## SUPPLIED DATA
____
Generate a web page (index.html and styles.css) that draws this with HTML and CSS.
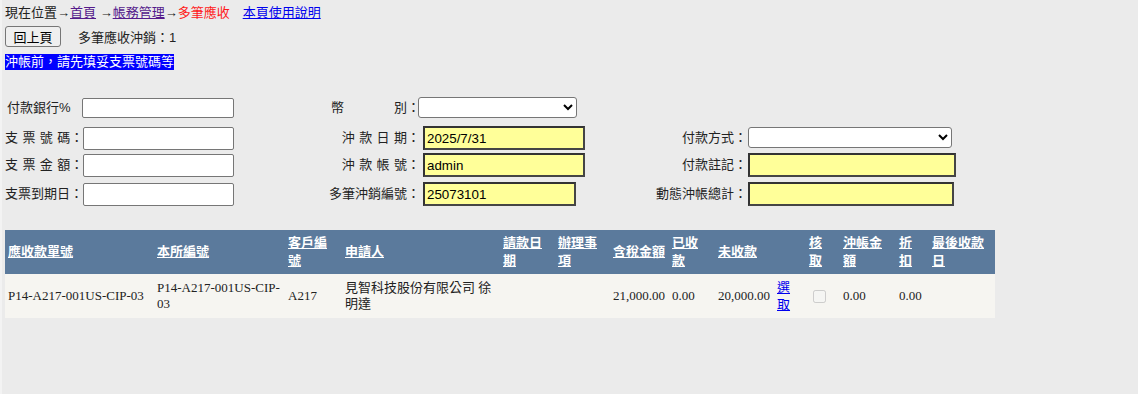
FILE: index.html
```html
<!DOCTYPE html>
<html lang="zh-Hant">
<head>
<meta charset="utf-8">
<title>多筆應收</title>
<link rel="stylesheet" href="styles.css">
</head>
<body>
<div class="page">
  <div class="crumb">現在位置→<a class="visited" href="#">首頁</a> →<a class="visited" href="#">帳務管理</a>→<span class="cur">多筆應收</span><a class="help" href="#">本頁使用說明</a></div>
  <div class="toolbar"><button class="btn" type="button">回上頁</button><span class="count">多筆應收沖銷：1</span></div>
  <div class="notice"><span class="notice-text">沖帳前，請先填妥支票號碼等</span></div>

  <form class="form">
    <label class="lbl r1 first">付款銀行%</label>
    <div class="cell"><input class="txt t1" type="text"></div>
    <label class="lbl r1 right">幣<span class="wgap"></span>別：</label>
    <div class="cell"><select class="sel s-cur"><option></option></select></div>
    <div></div>
    <div></div>

    <label class="lbl">支 票 號 碼：</label>
    <div class="cell"><input class="txt" type="text"></div>
    <label class="lbl right">沖 款 日 期：</label>
    <div class="cell"><input class="yel y-d" type="text" value="2025/7/31"></div>
    <label class="lbl right">付款方式：</label>
    <div class="cell"><select class="sel s-pay"><option></option></select></div>

    <label class="lbl">支 票 金 額：</label>
    <div class="cell"><input class="txt" type="text"></div>
    <label class="lbl right">沖 款 帳 號：</label>
    <div class="cell"><input class="yel y-d" type="text" value="admin"></div>
    <label class="lbl right">付款註記：</label>
    <div class="cell"><input class="yel y-f1" type="text"></div>

    <label class="lbl">支票到期日：</label>
    <div class="cell"><input class="txt" type="text"></div>
    <label class="lbl right">多筆沖銷編號：</label>
    <div class="cell"><input class="yel y-d2" type="text" value="25073101"></div>
    <label class="lbl right">動態沖帳總計：</label>
    <div class="cell"><input class="yel y-f2" type="text"></div>
  </form>

  <table class="grid">
    <colgroup>
      <col class="w149"><col class="w131"><col class="w57"><col class="w158"><col class="w55"><col class="w55"><col class="w59"><col class="w46"><col class="w59"><col class="w32"><col class="w34"><col class="w56"><col class="w33"><col class="w66">
    </colgroup>
    <thead>
      <tr class="head">
        <th><a href="#">應收款單號</a></th>
        <th><a href="#">本所編號</a></th>
        <th><a href="#">客戶編<br>號</a></th>
        <th><a href="#">申請人</a></th>
        <th><a href="#">請款日<br>期</a></th>
        <th><a href="#">辦理事<br>項</a></th>
        <th><a href="#">含稅金額</a></th>
        <th><a href="#">已收<br>款</a></th>
        <th><a href="#">未收款</a></th>
        <th></th>
        <th><a href="#">核<br>取</a></th>
        <th><a href="#">沖帳金<br>額</a></th>
        <th><a href="#">折<br>扣</a></th>
        <th><a href="#">最後收款<br>日</a></th>
      </tr>
    </thead>
    <tbody>
      <tr class="row">
        <td>P14-A217-001US-CIP-03</td>
        <td>P14-A217-001US-CIP-<br>03</td>
        <td>A217</td>
        <td>見智科技股份有限公司 徐<br>明達</td>
        <td></td>
        <td></td>
        <td>21,000.00</td>
        <td>0.00</td>
        <td>20,000.00</td>
        <td><a class="pick" href="#">選<br>取</a></td>
        <td><input class="chk" type="checkbox" disabled></td>
        <td>0.00</td>
        <td>0.00</td>
        <td></td>
      </tr>
    </tbody>
  </table>
</div>
</body>
</html>
```

FILE: styles.css
```css
html, body {
  margin: 0;
  background: #ebebeb;
}
body {
  border-left: 2px solid #f3f3f3;
  min-height: 394px;
  box-sizing: border-box;
  font: 13px "Liberation Sans", "Noto Sans CJK TC", sans-serif;
  color: #222;
}
.page {
  padding: 4px 3px 0 3px;
}
.crumb {
  line-height: 17px;
  height: 17px;
  white-space: nowrap;
}
.crumb a.visited {
  color: #551a8b;
}
.crumb .cur {
  color: #ff1a1a;
}
.crumb .help {
  color: #0000ee;
  margin-left: 13px;
}
.toolbar {
  margin-top: 5px;
  display: flex;
  align-items: center;
  height: 21px;
}
.btn {
  height: 21px;
  padding: 0 7px;
  border: 1px solid #767676;
  border-radius: 3px;
  background: #efefef;
  font: 13px "Liberation Sans", "Noto Sans CJK TC", sans-serif;
  color: #000;
  width: 56px;
}
.count {
  margin-left: 17px;
}
.notice {
  margin-top: 7px;
  height: 16px;
}
.notice-text {
  display: inline-block;
  background: #0000ff;
  color: #fff;
  line-height: 16px;
  height: 16px;
}
.form {
  margin: 27px 0 0 0;
  display: grid;
  grid-template-columns: 77px 238px 100px 220px 107px 1fr;
  grid-template-rows: 29px 27px 29px 24px;
  align-items: start;
}
.lbl {
  height: 24px;
  line-height: 24px;
  white-space: nowrap;
  word-spacing: 0.8px;
}
.lbl.r1 {
  height: 21px;
  line-height: 21px;
}
.lbl.first {
  padding-left: 2px;
}
.lbl.right {
  text-align: right;
}
.wgap {
  display: inline-block;
  width: 50px;
}
.cell {
  display: flex;
  align-items: center;
  height: 24px;
}
.txt {
  box-sizing: border-box;
  width: 151px;
  height: 23px;
  margin: 0 0 0 1px;
  border: 1px solid #767676;
  border-radius: 2px;
  background: #fff;
  padding: 1px 2px;
  font: 13.333px "Liberation Sans", sans-serif;
}
.txt.t1 {
  width: 152px;
  height: 20px;
  margin: 0;
  align-self: flex-start;
  margin-top: 1px;
}
.sel {
  box-sizing: border-box;
  height: 21px;
  border: 1px solid #767676;
  border-radius: 3px;
  background: #fff;
  font: 13.333px "Liberation Sans", sans-serif;
  margin: 0;
  align-self: flex-start;
}
.s-cur {
  width: 159px;
  margin-left: -2px;
}
.s-pay {
  width: 204px;
  margin-left: 1px;
  margin-top: 1px;
}
.yel {
  box-sizing: border-box;
  height: 24px;
  border: 2px solid #454545;
  border-top-color: #333;
  border-left-color: #333;
  background: #ffff99;
  padding: 1px 2px;
  font: 13.333px "Liberation Sans", sans-serif;
  color: #000;
  margin: 0;
}
.y-d {
  width: 162px;
  margin-left: 3px;
}
.y-d2 {
  width: 153px;
  margin-left: 3px;
}
.y-f1 {
  width: 208px;
  margin-left: 1px;
}
.y-f2 {
  width: 206px;
  margin-left: 1px;
}
.grid {
  margin-top: 24px;
  border-collapse: collapse;
  table-layout: fixed;
  width: 990px;
  background: #f6f5f1;
  font: 13px "Liberation Serif", "Noto Sans CJK TC", serif;
  color: #222;
}
.w149 { width: 149px; }
.w131 { width: 131px; }
.w57 { width: 57px; }
.w158 { width: 158px; }
.w55 { width: 55px; }
.w59 { width: 59px; }
.w46 { width: 46px; }
.w32 { width: 32px; }
.w34 { width: 34px; }
.w56 { width: 56px; }
.w33 { width: 33px; }
.w66 { width: 66px; }
.head {
  height: 44px;
}
.grid th {
  background: #5b7a9c;
  color: #fff;
  text-align: left;
  vertical-align: middle;
  padding: 4px 3px;
  line-height: 18px;
  font: bold 13px/18px "Liberation Sans", "Noto Sans CJK TC", sans-serif;
}
.grid th a {
  color: #fff;
  text-decoration: underline;
}
.row {
  height: 44px;
}
.grid td {
  padding: 3px 3px;
  line-height: 16px;
  vertical-align: middle;
  white-space: nowrap;
}
.pick {
  color: #0000ee;
  font-family: "Noto Sans CJK TC", sans-serif;
}
.chk {
  margin: 3px 3px 3px 4px;
  width: 13px;
  height: 13px;
  vertical-align: middle;
}
```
____
## GIVEN REQUEST
Copy every line of the listing containing the string "page".

## EXERCISE RESULT
Generate a web page (index.html and styles.css) that draws this with HTML and CSS.
<div class="page">
.page {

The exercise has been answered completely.